Task instructions: Below are entries. Pull out all lines containing "Give".

═════ Records for the task

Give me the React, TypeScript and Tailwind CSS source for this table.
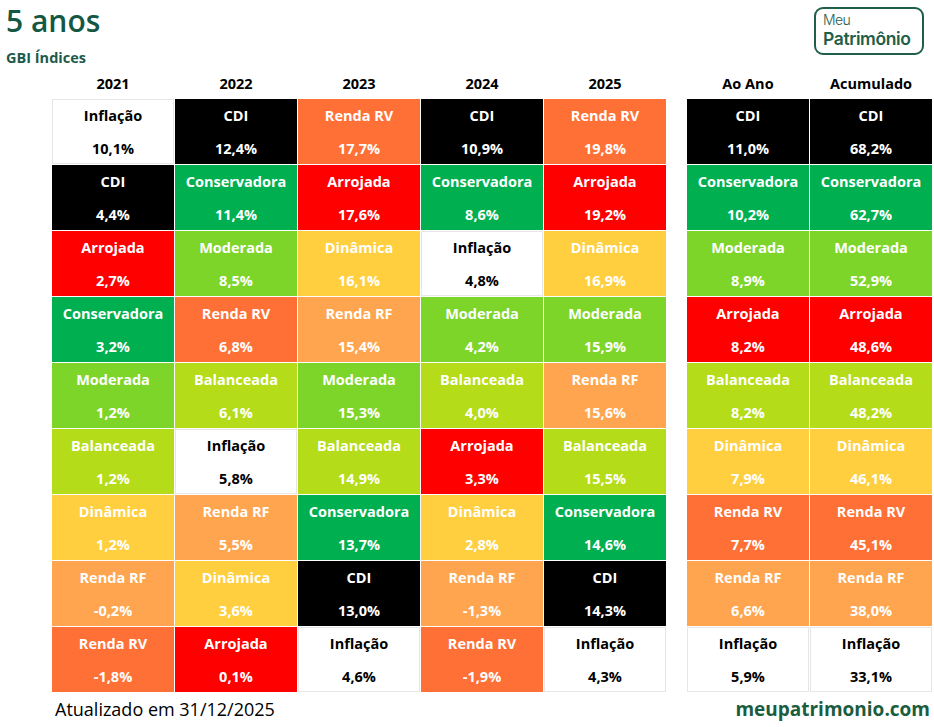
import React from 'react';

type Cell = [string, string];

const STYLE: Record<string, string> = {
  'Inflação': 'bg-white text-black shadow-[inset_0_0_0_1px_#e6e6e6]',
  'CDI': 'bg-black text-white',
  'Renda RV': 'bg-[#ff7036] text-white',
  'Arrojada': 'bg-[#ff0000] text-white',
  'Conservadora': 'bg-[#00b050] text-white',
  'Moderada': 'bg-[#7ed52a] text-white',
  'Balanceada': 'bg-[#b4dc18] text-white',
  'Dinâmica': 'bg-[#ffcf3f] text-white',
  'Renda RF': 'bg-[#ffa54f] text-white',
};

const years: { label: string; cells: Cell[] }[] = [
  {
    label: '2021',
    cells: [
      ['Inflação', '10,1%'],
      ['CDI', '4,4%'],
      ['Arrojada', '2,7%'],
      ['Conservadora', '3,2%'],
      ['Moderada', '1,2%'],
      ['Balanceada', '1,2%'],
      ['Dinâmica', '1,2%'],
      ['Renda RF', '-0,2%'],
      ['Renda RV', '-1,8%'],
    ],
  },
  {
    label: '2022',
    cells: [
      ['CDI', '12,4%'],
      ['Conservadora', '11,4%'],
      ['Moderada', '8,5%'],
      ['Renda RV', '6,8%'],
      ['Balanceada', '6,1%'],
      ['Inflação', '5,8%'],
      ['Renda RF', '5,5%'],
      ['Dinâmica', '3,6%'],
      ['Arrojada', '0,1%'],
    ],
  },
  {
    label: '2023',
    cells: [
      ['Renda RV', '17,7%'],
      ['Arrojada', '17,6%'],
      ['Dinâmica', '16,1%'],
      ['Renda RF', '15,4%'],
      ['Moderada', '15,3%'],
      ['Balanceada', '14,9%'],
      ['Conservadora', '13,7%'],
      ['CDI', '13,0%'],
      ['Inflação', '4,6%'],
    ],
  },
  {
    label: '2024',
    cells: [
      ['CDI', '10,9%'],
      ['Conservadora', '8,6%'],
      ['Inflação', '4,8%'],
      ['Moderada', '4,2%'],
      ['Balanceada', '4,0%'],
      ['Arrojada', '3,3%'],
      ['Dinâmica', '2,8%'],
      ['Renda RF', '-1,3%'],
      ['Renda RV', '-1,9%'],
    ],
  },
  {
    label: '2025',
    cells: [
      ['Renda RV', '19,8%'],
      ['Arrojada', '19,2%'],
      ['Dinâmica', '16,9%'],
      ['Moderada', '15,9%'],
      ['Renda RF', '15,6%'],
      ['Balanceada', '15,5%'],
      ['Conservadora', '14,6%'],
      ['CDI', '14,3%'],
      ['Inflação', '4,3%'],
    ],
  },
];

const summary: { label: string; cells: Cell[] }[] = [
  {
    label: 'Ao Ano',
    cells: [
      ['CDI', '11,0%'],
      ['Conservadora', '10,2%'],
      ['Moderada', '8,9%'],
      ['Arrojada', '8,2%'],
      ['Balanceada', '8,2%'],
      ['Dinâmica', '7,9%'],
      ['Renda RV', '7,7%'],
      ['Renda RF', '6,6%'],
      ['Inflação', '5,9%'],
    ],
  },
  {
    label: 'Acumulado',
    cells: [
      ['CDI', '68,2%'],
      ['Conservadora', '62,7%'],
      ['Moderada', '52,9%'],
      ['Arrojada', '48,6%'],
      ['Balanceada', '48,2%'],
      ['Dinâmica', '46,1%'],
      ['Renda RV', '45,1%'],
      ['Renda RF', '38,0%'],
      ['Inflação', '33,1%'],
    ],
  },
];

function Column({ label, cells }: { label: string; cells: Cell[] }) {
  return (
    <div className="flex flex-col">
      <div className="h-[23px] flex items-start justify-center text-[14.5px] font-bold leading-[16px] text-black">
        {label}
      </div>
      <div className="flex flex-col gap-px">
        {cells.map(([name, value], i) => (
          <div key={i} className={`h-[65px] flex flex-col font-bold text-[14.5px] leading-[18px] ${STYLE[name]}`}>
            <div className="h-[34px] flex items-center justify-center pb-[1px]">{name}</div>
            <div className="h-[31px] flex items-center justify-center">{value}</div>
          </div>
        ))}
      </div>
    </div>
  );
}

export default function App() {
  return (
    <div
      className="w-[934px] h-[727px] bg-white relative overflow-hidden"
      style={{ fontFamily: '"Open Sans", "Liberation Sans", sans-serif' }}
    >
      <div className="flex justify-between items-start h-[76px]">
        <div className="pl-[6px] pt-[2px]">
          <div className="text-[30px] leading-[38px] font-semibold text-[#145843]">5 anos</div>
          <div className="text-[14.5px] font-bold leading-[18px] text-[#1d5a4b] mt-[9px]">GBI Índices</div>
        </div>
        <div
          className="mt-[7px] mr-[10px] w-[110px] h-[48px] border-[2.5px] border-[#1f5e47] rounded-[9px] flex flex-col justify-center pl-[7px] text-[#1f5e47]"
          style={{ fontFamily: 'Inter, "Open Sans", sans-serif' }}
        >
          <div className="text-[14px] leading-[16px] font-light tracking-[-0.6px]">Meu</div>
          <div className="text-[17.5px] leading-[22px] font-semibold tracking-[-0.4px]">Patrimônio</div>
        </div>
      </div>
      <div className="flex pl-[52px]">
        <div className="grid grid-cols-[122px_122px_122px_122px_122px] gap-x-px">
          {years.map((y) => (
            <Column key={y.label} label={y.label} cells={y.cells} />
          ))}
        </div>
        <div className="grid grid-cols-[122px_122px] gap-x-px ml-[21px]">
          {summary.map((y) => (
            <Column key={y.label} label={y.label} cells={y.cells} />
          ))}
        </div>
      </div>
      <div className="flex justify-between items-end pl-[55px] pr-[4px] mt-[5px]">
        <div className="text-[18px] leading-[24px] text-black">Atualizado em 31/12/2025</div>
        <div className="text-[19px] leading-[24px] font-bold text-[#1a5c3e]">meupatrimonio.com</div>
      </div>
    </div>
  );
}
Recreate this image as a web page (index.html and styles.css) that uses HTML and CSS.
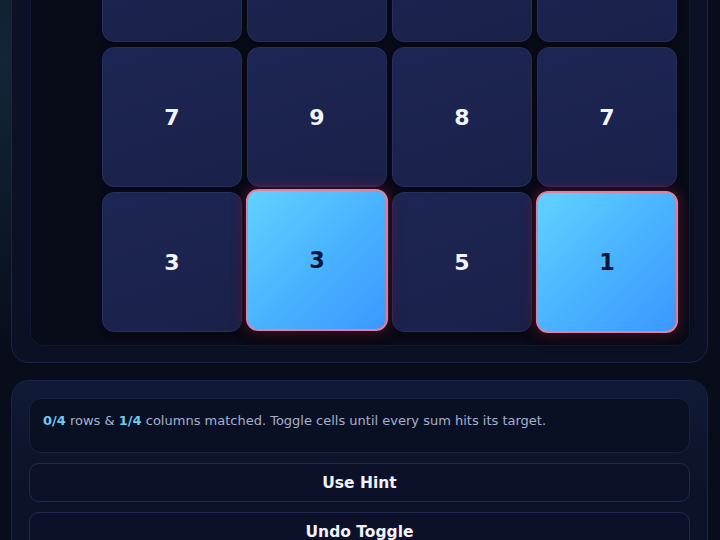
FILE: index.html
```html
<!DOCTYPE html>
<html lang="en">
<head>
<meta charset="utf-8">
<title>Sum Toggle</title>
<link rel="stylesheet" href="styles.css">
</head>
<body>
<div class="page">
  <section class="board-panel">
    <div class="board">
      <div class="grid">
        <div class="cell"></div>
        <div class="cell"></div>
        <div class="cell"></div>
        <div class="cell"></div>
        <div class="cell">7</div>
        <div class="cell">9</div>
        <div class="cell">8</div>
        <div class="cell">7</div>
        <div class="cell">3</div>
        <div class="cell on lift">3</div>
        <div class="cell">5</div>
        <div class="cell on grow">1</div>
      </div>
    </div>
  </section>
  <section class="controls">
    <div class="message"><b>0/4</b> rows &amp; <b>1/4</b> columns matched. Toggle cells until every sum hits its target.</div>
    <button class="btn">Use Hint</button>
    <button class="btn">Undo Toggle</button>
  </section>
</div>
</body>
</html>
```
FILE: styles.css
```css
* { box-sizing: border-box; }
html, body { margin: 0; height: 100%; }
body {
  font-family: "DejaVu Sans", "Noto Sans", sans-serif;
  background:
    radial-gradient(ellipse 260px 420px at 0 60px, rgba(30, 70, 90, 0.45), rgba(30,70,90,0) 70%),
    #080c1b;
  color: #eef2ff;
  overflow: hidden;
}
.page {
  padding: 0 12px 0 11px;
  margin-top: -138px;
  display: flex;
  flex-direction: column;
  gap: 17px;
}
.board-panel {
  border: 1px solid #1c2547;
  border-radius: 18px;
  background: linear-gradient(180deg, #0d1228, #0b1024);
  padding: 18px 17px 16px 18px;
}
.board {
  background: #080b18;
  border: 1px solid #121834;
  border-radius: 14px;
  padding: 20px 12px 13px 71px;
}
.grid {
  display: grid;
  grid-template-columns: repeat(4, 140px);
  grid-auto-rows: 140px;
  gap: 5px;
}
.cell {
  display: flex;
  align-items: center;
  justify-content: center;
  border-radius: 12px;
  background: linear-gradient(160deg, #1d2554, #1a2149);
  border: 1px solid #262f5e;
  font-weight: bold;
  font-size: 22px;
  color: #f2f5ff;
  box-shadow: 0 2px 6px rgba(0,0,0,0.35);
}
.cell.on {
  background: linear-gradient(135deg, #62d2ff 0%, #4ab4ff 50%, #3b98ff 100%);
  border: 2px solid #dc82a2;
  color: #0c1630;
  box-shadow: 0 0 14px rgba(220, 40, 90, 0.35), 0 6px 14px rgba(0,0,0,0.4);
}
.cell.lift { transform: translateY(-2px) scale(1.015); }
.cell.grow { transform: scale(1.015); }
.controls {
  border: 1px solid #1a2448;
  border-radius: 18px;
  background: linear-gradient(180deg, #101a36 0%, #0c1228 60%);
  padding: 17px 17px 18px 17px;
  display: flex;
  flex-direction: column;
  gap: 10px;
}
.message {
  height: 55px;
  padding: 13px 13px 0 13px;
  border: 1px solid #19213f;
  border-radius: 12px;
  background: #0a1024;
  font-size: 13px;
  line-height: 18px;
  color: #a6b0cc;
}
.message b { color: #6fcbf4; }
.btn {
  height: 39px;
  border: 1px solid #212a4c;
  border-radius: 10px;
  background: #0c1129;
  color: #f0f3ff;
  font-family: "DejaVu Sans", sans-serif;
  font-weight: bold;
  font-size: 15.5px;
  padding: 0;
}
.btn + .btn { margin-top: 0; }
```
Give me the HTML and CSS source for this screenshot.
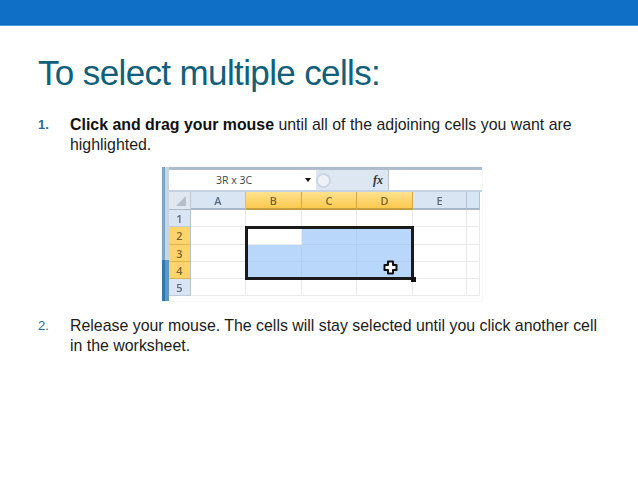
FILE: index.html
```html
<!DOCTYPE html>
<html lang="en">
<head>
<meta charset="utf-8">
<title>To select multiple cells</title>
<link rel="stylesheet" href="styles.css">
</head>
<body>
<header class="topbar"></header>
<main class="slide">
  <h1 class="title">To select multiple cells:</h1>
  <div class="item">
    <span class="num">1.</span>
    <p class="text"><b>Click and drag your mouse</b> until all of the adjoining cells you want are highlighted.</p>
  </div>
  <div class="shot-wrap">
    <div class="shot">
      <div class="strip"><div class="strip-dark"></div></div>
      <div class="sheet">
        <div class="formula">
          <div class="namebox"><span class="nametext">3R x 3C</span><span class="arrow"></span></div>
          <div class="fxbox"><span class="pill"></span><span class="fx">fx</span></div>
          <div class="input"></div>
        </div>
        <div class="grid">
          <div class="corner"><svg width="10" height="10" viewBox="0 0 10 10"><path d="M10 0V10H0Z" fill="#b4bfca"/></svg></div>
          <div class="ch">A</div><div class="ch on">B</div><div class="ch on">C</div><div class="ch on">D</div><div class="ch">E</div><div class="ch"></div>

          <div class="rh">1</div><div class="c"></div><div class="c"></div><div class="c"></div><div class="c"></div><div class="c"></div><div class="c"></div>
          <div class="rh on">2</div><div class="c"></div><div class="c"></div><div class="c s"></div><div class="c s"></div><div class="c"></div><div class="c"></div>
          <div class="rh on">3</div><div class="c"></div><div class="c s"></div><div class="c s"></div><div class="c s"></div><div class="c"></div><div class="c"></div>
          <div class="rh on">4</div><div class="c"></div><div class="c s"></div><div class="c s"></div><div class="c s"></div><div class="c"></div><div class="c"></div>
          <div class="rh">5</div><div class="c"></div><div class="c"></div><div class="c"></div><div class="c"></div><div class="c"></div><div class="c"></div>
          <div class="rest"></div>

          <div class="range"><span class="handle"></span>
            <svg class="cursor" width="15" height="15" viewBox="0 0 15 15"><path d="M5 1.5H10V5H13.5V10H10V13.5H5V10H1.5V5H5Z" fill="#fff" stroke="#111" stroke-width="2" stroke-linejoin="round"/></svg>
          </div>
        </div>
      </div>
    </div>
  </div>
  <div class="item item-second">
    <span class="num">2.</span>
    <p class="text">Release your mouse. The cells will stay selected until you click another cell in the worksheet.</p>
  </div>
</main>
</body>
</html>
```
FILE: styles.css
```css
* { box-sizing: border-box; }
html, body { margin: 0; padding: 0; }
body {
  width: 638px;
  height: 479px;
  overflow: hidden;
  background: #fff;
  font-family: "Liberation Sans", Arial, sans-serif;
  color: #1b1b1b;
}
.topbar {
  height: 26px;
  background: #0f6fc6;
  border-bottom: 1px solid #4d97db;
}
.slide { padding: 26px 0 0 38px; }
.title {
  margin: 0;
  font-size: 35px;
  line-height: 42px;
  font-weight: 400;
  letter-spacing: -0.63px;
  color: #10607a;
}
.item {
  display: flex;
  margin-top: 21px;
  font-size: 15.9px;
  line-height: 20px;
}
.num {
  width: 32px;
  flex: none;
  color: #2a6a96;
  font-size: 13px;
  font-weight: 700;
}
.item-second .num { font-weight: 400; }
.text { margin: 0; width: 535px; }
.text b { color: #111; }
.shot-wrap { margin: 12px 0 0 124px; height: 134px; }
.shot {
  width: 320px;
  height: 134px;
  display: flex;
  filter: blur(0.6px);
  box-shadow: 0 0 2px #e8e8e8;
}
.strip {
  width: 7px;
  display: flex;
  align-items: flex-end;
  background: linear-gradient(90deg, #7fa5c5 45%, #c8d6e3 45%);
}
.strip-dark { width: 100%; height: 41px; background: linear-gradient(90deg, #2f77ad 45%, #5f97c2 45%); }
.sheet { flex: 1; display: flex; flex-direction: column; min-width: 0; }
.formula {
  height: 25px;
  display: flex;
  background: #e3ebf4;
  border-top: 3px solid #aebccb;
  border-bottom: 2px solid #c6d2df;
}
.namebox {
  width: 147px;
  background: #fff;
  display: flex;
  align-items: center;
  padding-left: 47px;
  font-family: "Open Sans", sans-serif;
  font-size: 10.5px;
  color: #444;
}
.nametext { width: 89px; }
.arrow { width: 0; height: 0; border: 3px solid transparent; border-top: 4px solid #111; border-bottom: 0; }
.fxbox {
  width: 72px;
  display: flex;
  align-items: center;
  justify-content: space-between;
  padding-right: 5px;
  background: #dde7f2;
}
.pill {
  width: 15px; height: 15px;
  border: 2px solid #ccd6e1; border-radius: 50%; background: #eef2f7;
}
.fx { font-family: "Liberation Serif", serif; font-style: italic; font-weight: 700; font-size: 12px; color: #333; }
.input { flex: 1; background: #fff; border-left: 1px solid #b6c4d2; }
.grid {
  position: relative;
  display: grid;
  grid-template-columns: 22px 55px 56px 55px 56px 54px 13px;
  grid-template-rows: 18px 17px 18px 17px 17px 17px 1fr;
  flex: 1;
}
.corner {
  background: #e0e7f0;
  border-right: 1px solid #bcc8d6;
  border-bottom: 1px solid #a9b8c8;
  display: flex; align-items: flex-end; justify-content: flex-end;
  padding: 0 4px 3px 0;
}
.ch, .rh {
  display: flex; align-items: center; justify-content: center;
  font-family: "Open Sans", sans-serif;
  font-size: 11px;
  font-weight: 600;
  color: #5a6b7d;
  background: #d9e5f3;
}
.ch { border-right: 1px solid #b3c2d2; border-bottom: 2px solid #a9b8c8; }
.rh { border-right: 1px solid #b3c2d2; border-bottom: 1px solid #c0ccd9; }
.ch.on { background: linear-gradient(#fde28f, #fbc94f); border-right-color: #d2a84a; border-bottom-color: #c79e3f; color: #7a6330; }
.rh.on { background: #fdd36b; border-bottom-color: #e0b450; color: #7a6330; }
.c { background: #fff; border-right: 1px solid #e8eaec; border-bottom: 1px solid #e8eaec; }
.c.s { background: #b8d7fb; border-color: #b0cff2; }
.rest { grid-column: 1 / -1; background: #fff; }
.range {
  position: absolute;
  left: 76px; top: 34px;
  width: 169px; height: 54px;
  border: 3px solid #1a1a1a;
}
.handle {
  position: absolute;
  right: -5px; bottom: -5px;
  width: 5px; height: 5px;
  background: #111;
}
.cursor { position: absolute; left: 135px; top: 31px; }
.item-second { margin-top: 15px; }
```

══════════

Exercise answer:
Give me the React, TypeScript and Tailwind CSS source for this table.
Give me the HTML and CSS source for this screenshot.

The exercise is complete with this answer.